Il romanzo di formazione è un genere molto utilizzato in letteratura, a partire dalla fine del Settecento. Termine coniato originariamente in Germania, Bildungsroman, il primo testo definito tale è il Wilhelm Meisters Lehrjahre di Goethe, pubblicato nel 1797. Nel corso del tempo il genere si è evoluto, adattandosi alle varie trasformazioni sociali e tecnologiche del secolo breve e dei primi venti anni del nuovo millennio modificando ambientazioni e psicologie dei personaggi. Capolavori di questo genere letterario ce ne sono parecchi, i primi due che mi vengono in mente sono Il giovane Holden di Salinger e Un giorno questo dolore ti sarà utile, di Cameron, e anche questo romanzo, pur non raggiungendo vette così alte, ne è un ottimo esempio.
Corey John torna nella cittadina in cui è cresciuto trenta anni dopo averla lasciata, nel 1955. La sua famiglia (solo la sorella è ancora in vita) emigra in Texas dall’Indiana dove vivono i nonni materni. Il padre, Robert, comincia a lavorare per la nonna, Lucille, che gestisce un bar ristorante e altri diversi affari. Si pente quasi subito di essersi trasferito – la promessa di Lucille di farlo diventare suo socio viene disattesa –, il sogno di diventare pilota di aerei si trasforma in ossessione e all’improvviso diviene violento con Corey, adducendo scuse improbabili per punirlo violentemente. La madre è incapace di reagire e cerca conforto nella religione leggendo la Bibbia e frequentando una comunità di credenti fanatici: si allontana dal marito e si richiude sempre più in sé stessa. L’adolescente ha un amico, Destin, con cui condivide l’esperienza della violenza domestica e passa buona parte del tempo sognando battute di pesca con il padre, occasione che per un motivo o per un altro non si concretizza quasi mai. L’ancora di salvezza del ragazzo è il nonno, Toast, che lo ha iniziato alla lettura. “Era stato lui a darmi il mio primo libro di Mark Twain, e con esso anche romanzi di Dos Passos, di Steinbeck, addirittura di Kafka e di Camus. […] Probabilmente ero l’unico quattordicenne in città a leggere Céline, e solo perché ero tanto fortunato da avere un nonno appassionato di letteratura”.

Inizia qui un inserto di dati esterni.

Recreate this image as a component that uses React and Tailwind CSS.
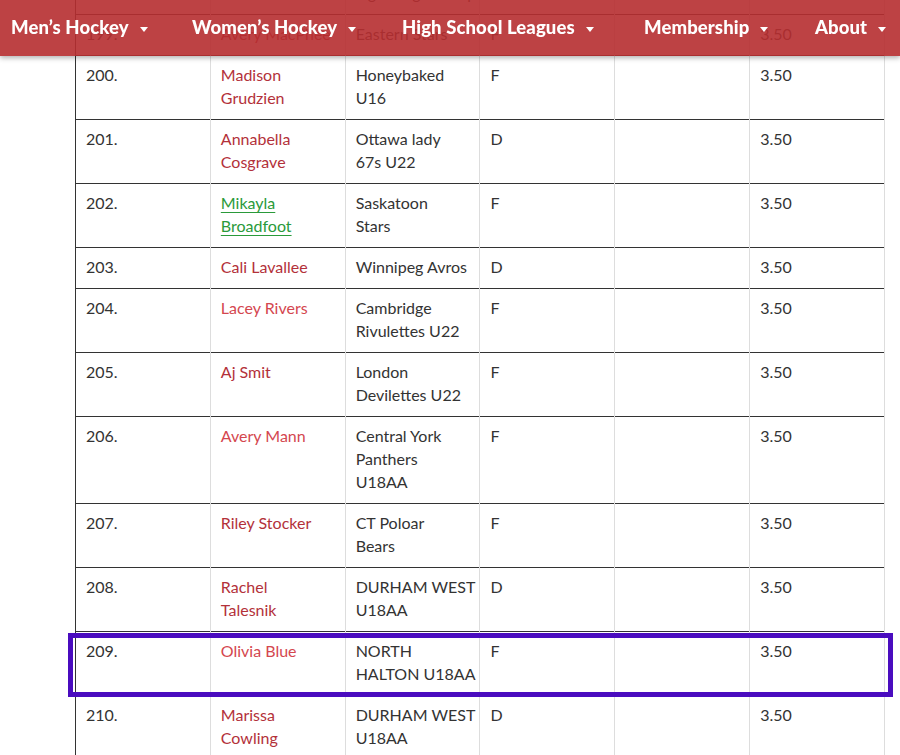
import React from 'react';

const navItems = [
  { label: 'Men’s Hockey', width: 'w-[181px]' },
  { label: 'Women’s Hockey', width: 'w-[210px]' },
  { label: 'High School Leagues', width: 'w-[242px]' },
  { label: 'Membership', width: 'w-[171px]' },
  { label: 'About', width: 'flex-1' },
];

// tone: 'dark' | 'light' | 'green'
const rows = [
  { rank: '198.', name: ['Emma Kingsley'], tone: 'dark', team: ['Durham', 'Lightning Jr. Prep'], pos: 'F', pts: '3.50' },
  { rank: '199.', name: ['Avery MacPhee'], tone: 'dark', team: ['Eastern Stars'], pos: 'F', pts: '3.50' },
  { rank: '200.', name: ['Madison', 'Grudzien'], tone: 'dark', team: ['Honeybaked', 'U16'], pos: 'F', pts: '3.50' },
  { rank: '201.', name: ['Annabella', 'Cosgrave'], tone: 'dark', team: ['Ottawa lady', '67s U22'], pos: 'D', pts: '3.50' },
  { rank: '202.', name: ['Mikayla', 'Broadfoot'], tone: 'green', team: ['Saskatoon', 'Stars'], pos: 'F', pts: '3.50' },
  { rank: '203.', name: ['Cali Lavallee'], tone: 'dark', team: ['Winnipeg Avros'], pos: 'D', pts: '3.50' },
  { rank: '204.', name: ['Lacey Rivers'], tone: 'light', team: ['Cambridge', 'Rivulettes U22'], pos: 'F', pts: '3.50' },
  { rank: '205.', name: ['Aj Smit'], tone: 'dark', team: ['London', 'Devilettes U22'], pos: 'F', pts: '3.50' },
  { rank: '206.', name: ['Avery Mann'], tone: 'light', team: ['Central York', 'Panthers', 'U18AA'], pos: 'F', pts: '3.50' },
  { rank: '207.', name: ['Riley Stocker'], tone: 'dark', team: ['CT Poloar', 'Bears'], pos: 'F', pts: '3.50' },
  { rank: '208.', name: ['Rachel', 'Talesnik'], tone: 'dark', team: ['DURHAM WEST', 'U18AA'], pos: 'D', pts: '3.50' },
  { rank: '209.', name: ['Olivia Blue'], tone: 'light', team: ['NORTH', 'HALTON U18AA'], pos: 'F', pts: '3.50' },
  { rank: '210.', name: ['Marissa', 'Cowling'], tone: 'dark', team: ['DURHAM WEST', 'U18AA'], pos: 'D', pts: '3.50' },
];

const toneClass = {
  dark: 'text-[#b3313a]',
  light: 'text-[#d4474f]',
  green: 'text-[#2a9a3a] underline decoration-[1px] underline-offset-[3px]',
};

function Lines({ lines }) {
  return lines.map((line, i) => (
    <span key={i} className="block whitespace-nowrap">
      {line}
    </span>
  ));
}

function Caret() {
  return <span className="ml-[11px] mt-[4px] inline-block h-0 w-0 border-x-[4px] border-t-[5px] border-x-transparent border-t-white" />;
}

function Nav() {
  return (
    <nav className="fixed inset-x-0 top-0 z-10 h-[56px] bg-[rgba(182,46,48,0.9)] shadow-[0_2px_5px_rgba(0,0,0,0.3)]">
      <ul className="flex h-full items-center pb-[1px] pl-[11px]">
        {navItems.map((item) => (
          <li key={item.label} className={`${item.width} flex items-center`}>
            <a href="#" className="whitespace-nowrap text-[18.5px] font-black tracking-[0.1px] text-white">
              {item.label}
            </a>
            <Caret />
          </li>
        ))}
      </ul>
    </nav>
  );
}

export default function App() {
  const cell = 'border-t border-r border-t-[#333] border-r-[#ddd] px-[10px] pt-[7px] pb-[10px] align-top';

  return (
    <div className="min-h-screen overflow-hidden bg-white font-['Lato',sans-serif] text-[16px] leading-[23px] text-[#333]">
      <Nav />
      <main className="relative -mt-[50px] ml-[75px] w-[810px]">
        <table className="w-full table-fixed border-collapse">
          <tbody>
            {rows.map((r) => (
              <tr key={r.rank}>
                <td className={`${cell} border-l border-l-[#333]`}>{r.rank}</td>
                <td className={cell}>
                  <a href="#" className={`${toneClass[r.tone]} inline-block`}>
                    <Lines lines={r.name} />
                  </a>
                </td>
                <td className={cell}>
                  <Lines lines={r.team} />
                </td>
                <td className={cell}>{r.pos}</td>
                <td className={cell}></td>
                <td className={cell}>{r.pts}</td>
              </tr>
            ))}
          </tbody>
        </table>
        <div className="pointer-events-none absolute left-[-7px] top-[683px] h-[64px] w-[825px] border-[5px] border-[#4a0cbf]" />
      </main>
    </div>
  );
}
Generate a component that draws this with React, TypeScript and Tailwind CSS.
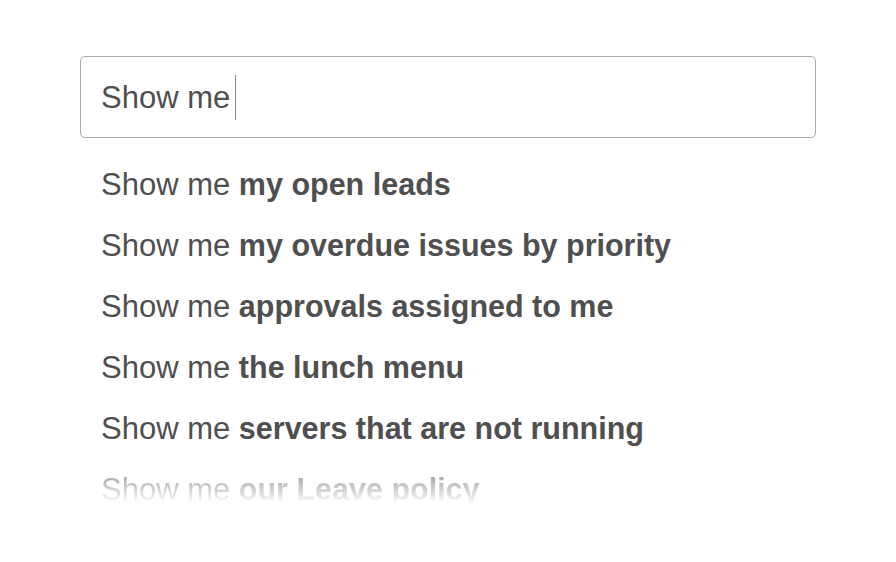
import React from "react";

const suggestions = [
  "my open leads",
  "my overdue issues by priority",
  "approvals assigned to me",
  "the lunch menu",
  "servers that are not running",
];

export default function App() {
  return (
    <div className="min-h-[562px] w-[896px] bg-white pl-[80px] pt-[56px] text-[#4f4f4f] font-['Liberation_Sans',Arial,sans-serif]">
      <div className="w-[736px]">
        <div className="flex h-[82px] items-center rounded-[5px] border-[1.5px] border-[#ababab] pl-[20px]">
          <span className="text-[31px] leading-none">Show me</span>
          <span className="ml-[5px] h-[45px] w-px bg-[#8a8a8a]" />
        </div>
        <ul className="mt-[16px] pl-[21px] text-[31px] leading-[61px]">
          {suggestions.map((s) => (
            <li key={s}>
              Show me <span className="text-[30.5px] font-bold">{s}</span>
            </li>
          ))}
          <li className="w-fit bg-[linear-gradient(to_bottom,#a8a8a8_28%,#ffffff_74%)] bg-clip-text text-transparent">
            Show me <span className="text-[30.5px] font-bold">our Leave policy</span>
          </li>
        </ul>
      </div>
    </div>
  );
}
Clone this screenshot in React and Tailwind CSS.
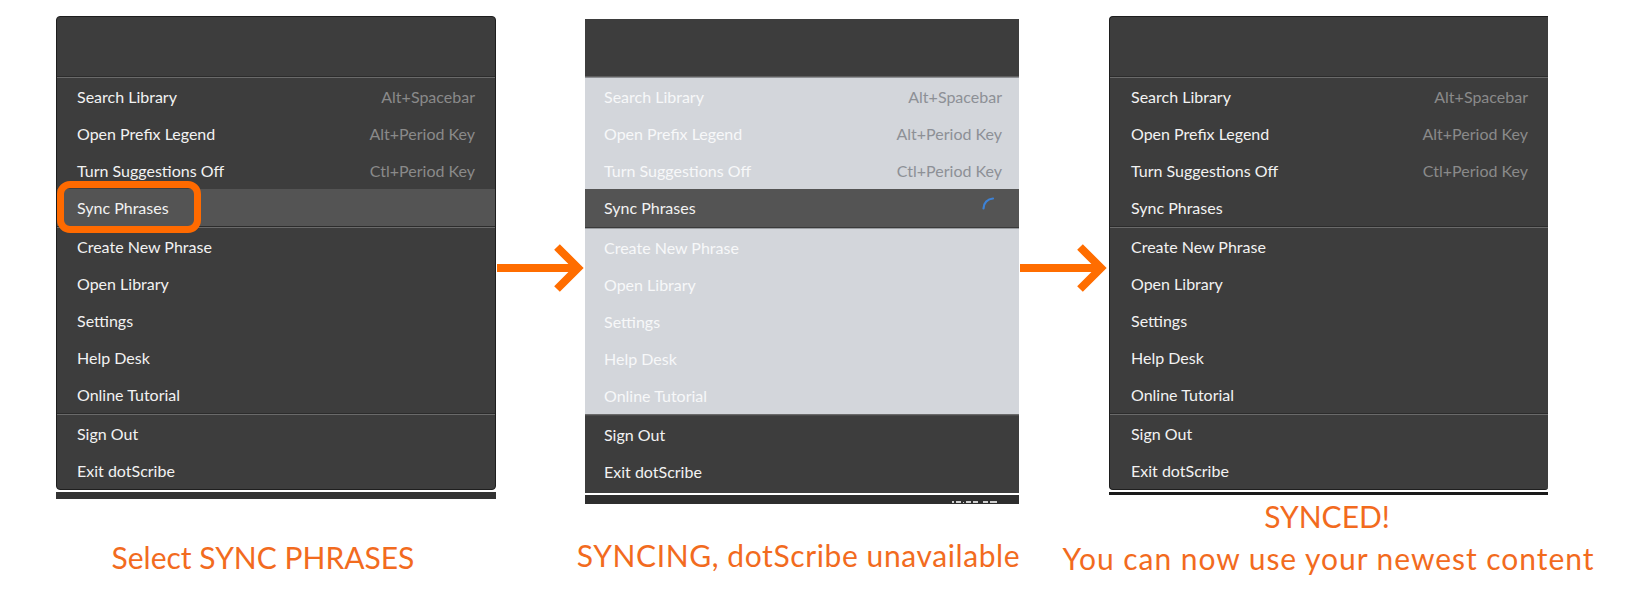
import React from "react";

const FONT = { fontFamily: "Lato, 'Open Sans', sans-serif" };

const top3 = [
  { label: "Search Library", sc: "Alt+Spacebar" },
  { label: "Open Prefix Legend", sc: "Alt+Period Key" },
  { label: "Turn Suggestions Off", sc: "Ctl+Period Key" },
];
const mid = ["Create New Phrase", "Open Library", "Settings", "Help Desk", "Online Tutorial"];
const bottom = ["Sign Out", "Exit dotScribe"];

function Sep({ light }) {
  return light ? (
    <div className="flex flex-col">
      <div className="h-px bg-[#5f5f5f]" />
      <div className="h-px bg-[#8e9094]" />
    </div>
  ) : (
    <div className="flex flex-col">
      <div className="h-px bg-[#2c2c2c]" />
      <div className="h-px bg-[#6a6a6a]" />
    </div>
  );
}

function Row({ label, sc, pad, dim, children, bg }) {
  return (
    <div className={`h-[37px] flex items-center justify-between ${pad} ${bg || ""}`}>
      <span className={`text-[16px] ${dim ? "text-[#f7f8f9]" : "text-[#f2f2f2]"}`}>{label}</span>
      {sc && <span className={`text-[16px] ${dim ? "text-[#8d9096]" : "text-[#8a8a8a]"}`}>{sc}</span>}
      {children}
    </div>
  );
}

function Arrow() {
  return (
    <svg width="90" height="50" viewBox="0 0 90 50" className="mt-[227px] shrink-0">
      <rect x="1" y="21" width="80" height="8" fill="#ff6d00" />
      <polyline points="61,4 82,25 61,46" fill="none" stroke="#ff6d00" strokeWidth="8" strokeLinejoin="miter" strokeMiterlimit="4" />
    </svg>
  );
}

function Spinner() {
  return (
    <svg width="22" height="22" viewBox="0 0 22 22" className="shrink-0">
      <path d="M1.5 11.5 A10 10 0 0 1 11 1.5" fill="none" stroke="#3d82d6" strokeWidth="2.2" strokeLinecap="round" />
    </svg>
  );
}

function Panel1() {
  const pad = "pl-[20px] pr-[20px]";
  return (
    <div className="relative w-[440px]">
      <div className="rounded-[4px] border border-[#1e1e1e] bg-[#3d3d3d] overflow-hidden">
        <div className="h-[59px]" />
        <Sep />
        {top3.map((r) => (
          <Row key={r.label} {...r} pad={pad} />
        ))}
        <Row label="Sync Phrases" pad={pad} bg="bg-[#545454]" />
        <Sep />
        {mid.map((l) => (
          <Row key={l} label={l} pad={pad} />
        ))}
        <Sep />
        {bottom.map((l) => (
          <Row key={l} label={l} pad={pad} />
        ))}
      </div>
      <div className="absolute left-[1px] top-[165px] w-[144px] h-[52px] rounded-[13px] border-[7px] border-[#ff6a00]" />
      <div className="mt-[2px] h-[7px] bg-[#333333]" />
    </div>
  );
}

function Panel2() {
  const pad = "pl-[19px] pr-[17px]";
  return (
    <div className="w-[434px] mt-[3px]">
      <div className="bg-[#3d3d3d] overflow-hidden">
        <div className="h-[57px]" />
        <Sep light />
        <div className="bg-[#d3d6db]">
          {top3.map((r) => (
            <Row key={r.label} {...r} pad={pad} dim />
          ))}
        </div>
        <div className="h-[38px] flex items-center justify-between pl-[19px] pr-[15px] bg-[#545454]">
          <span className="text-[16px] text-[#f2f2f2]">Sync Phrases</span>
          <Spinner />
        </div>
        <div className="flex flex-col">
          <div className="h-px bg-[#3a3a3a]" />
          <div className="h-px bg-[#9a9da1]" />
        </div>
        <div className="bg-[#d3d6db]">
          {mid.map((l) => (
            <Row key={l} label={l} pad={pad} dim />
          ))}
        </div>
        <div className="flex flex-col">
          <div className="h-px bg-[#6a6a6a]" />
          <div className="h-px bg-[#4a4a4a]" />
        </div>
        {bottom.map((l) => (
          <Row key={l} label={l} pad={pad} />
        ))}
        <div className="h-[3px]" />
      </div>
      <div className="mt-[2px] h-[9px] bg-[#2e2e2e] flex justify-end items-end gap-[2px] pr-[22px] pb-[1px]">
        <div className="w-[2px] h-[2px] bg-[#cfcfcf]" />
        <div className="w-[5px] h-[2px] bg-[#cfcfcf]" />
        <div className="w-[1px] h-[1px] bg-[#cfcfcf]" />
        <div className="w-[5px] h-[2px] bg-[#cfcfcf]" />
        <div className="w-[5px] h-[2px] bg-[#cfcfcf] mr-[3px]" />
        <div className="w-[5px] h-[2px] bg-[#cfcfcf]" />
        <div className="w-[7px] h-[2px] bg-[#cfcfcf]" />
      </div>
    </div>
  );
}

function Panel3() {
  const pad = "pl-[21px] pr-[20px]";
  return (
    <div className="w-[439px]">
      <div className="rounded-l-[4px] rounded-br-[3px] border-l border-t border-b border-[#1e1e1e] bg-[#3d3d3d] overflow-hidden">
        <div className="h-[59px]" />
        <Sep />
        {top3.map((r) => (
          <Row key={r.label} {...r} pad={pad} />
        ))}
        <Row label="Sync Phrases" pad={pad} />
        <Sep />
        {mid.map((l) => (
          <Row key={l} label={l} pad={pad} />
        ))}
        <Sep />
        {bottom.map((l) => (
          <Row key={l} label={l} pad={pad} />
        ))}
      </div>
      <div className="mt-[2px] h-[3px] bg-[#1a1a1a]" />
    </div>
  );
}

export default function App() {
  return (
    <div className="w-[1627px] h-[595px] bg-white overflow-hidden" style={FONT}>
      <div className="flex items-start pt-[16px] pl-[56px]">
        <div className="flex flex-col items-center w-[440px]">
          <Panel1 />
          <div className="mt-[38px] mr-[26px] text-[30px] leading-[40px] text-[#f26b1e] whitespace-nowrap">
            Select SYNC PHRASES
          </div>
        </div>
        <div className="w-[89px] flex justify-start">
          <Arrow />
        </div>
        <div className="flex flex-col items-center w-[434px]">
          <Panel2 />
          <div className="mt-[31px] mr-[7px] text-[30px] leading-[40px] tracking-[0.02em] text-[#f26b1e] whitespace-nowrap">
            SYNCING, dotScribe unavailable
          </div>
        </div>
        <div className="w-[90px] flex justify-start">
          <Arrow />
        </div>
        <div className="flex flex-col items-center w-[439px]">
          <Panel3 />
          <div className="text-[30px] leading-[42px] text-[#f26b1e] whitespace-nowrap text-center">
            <div className="-ml-[3px]">SYNCED!</div>
            <div className="tracking-[0.032em]">You can now use your newest content</div>
          </div>
        </div>
      </div>
    </div>
  );
}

Ma il vero obbiettivo di Corey è essere benvoluto e amato dal padre, che lo accusa sempre di saper soltanto leggere, una passione che gli impedirà di trovare un vero lavoro e di districarsi nella vita e per questo decide di costruire in segreto una barca da regalargli il giorno del compleanno: studia tutte le tecniche, racimola i soldi raccogliendo bottiglie di vetro in tutta la città e tagliando l’erba dei giardini delle case. Ma le cose, nella vita, non vanno sempre come dovrebbero o come speriamo, e la caduta in forte depressione della madre, la malattia del nonno, l’ennesimo fraintendimento con il padre e un omicidio, fanno crollare i castelli in aria che stava inseguendo. La morte del re d’argento – prova d’esordio di Les Edgerton –, pubblicato originariamente in America nel 1996, è un romanzo narrato con uno stile scorrevole e asciutto (a parte forse un paio di passaggi), capace di entrare in maniera precisa e profonda nella psicologia di tutti i personaggi. Periodo, quello in cui si snoda la vicenda, in cui le violenze domestiche erano considerate un male da sopportare, in cui la società viveva ancora nel razzismo più bieco, in cui i rapporti di forza (come ancora oggi, a dire il vero) erano dettati dalla sopraffazione del più debole: problemi irrisolti ma che, dopo lotte lunghe e terribili, forse abbiamo cominciato in parte ad attenuare. Corey si rimette in pace con sé tornando nei luoghi della sua adolescenza e sciogliendo il nodo della sua ultima battuta di pesca con il nonno nello stupendo e pescosissimo Golfo del Texas: episodio che aveva nascosto nella sua mente per trent’anni ma che riaffiora prepotentemente. E la sua vita, nonostante tutto, sembra un po’ più accettabile.